How could that be true?
When I evaluate an oil, I can’t just look at the basic nutrition facts related to the main ingredient. As in: olives contain these nutrients, therefore olive oil is healthy. I have to take into account how those olives were grown, how they were turned into oil, how that oil was then processed to make it shelf stable, etc. In other words, a lot can change in the processing.
That’s especially true with canola because of how the crop is grown and processed. How much you’re eating and what makes up the rest of your diet also matters. Here’s what you need to know.
Canola Oil: The Crop
Canola is a tallish green plant with pretty yellow flowers. It’s an oilseed crop, meaning the oil comes from the seed rather than fruit. What’s happened to the crop in recent decades is basically identical to what’s happened to soy. In order to grow more canola quickly without worrying about weeds, a genetically modified version of the plant—Roundup-ready canola—was developed so farmers could spray it with Roundup (glyphosate) without killing it. Today, an estimated 90 percent of the canola grown in the US is genetically modified to withstand herbicides.
While there are still no proven health risks related to the process of genetically modifying plants, the fact that it’s modified for this purpose is a problem: It means the plants are being sprayed with a pesticide that’s no good for your body, the bodies of the workers in the fields, or the planet.
Canola Oil: The Fats
Canola oil is mostly made up of monounsaturated and polyunsaturated fats, which generally fall into the healthy fats category. But we’ve got to dig deeper into the polyunsaturated: Canola’s PU fats are made up of about 21 percent omega-6 and 11 percent omega-3.
That 2:1 ratio is technically healthy; everyone needs a balance of omega-6 and omega-3 fats. The issue is that in the standard American diet, most people get way too many of the omega-6, so in foods, we need to skew the ratio towards getting more omega-3s to make up for that fact.
However, if you’re eating a super healthy diet with plenty of fatty fish, this ratio is a-okay.
Canola Oil: Processing
One more complication related to fats: The methods used to process and refine canola oil can mess with the structure of the fats.
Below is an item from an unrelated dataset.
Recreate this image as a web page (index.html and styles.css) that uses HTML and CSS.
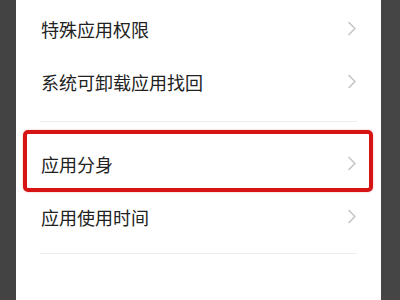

When canola is partially hydrogenated, it often contains trans fats, which are the worst kind of fats for your body.
Processing also involves a lot of heat, and some animal studies have shown fats from heated canola raised markers of inflammation in rats.
Canola is also often extracted using a chemical process involving hexane, bleached, and deodorized. All of these things further refine the oil, which may decrease nutrients and good fats and increase the presence of trans fats.
Canola Oil: The Bottom Line
At this point, making a stir-fry with canola probably doesn’t sound like such a good idea. But as I said at the beginning, it’s not inherently unhealthy. Skip the supermarket brands but don’t be afraid of canola overall if you can find a good source. Look for organic (or at least non-GMO), unrefined, and cold-pressed, and all of the issues mentioned will fall away. And just be conscious of the omega ratio related to other sources of fats in your diet.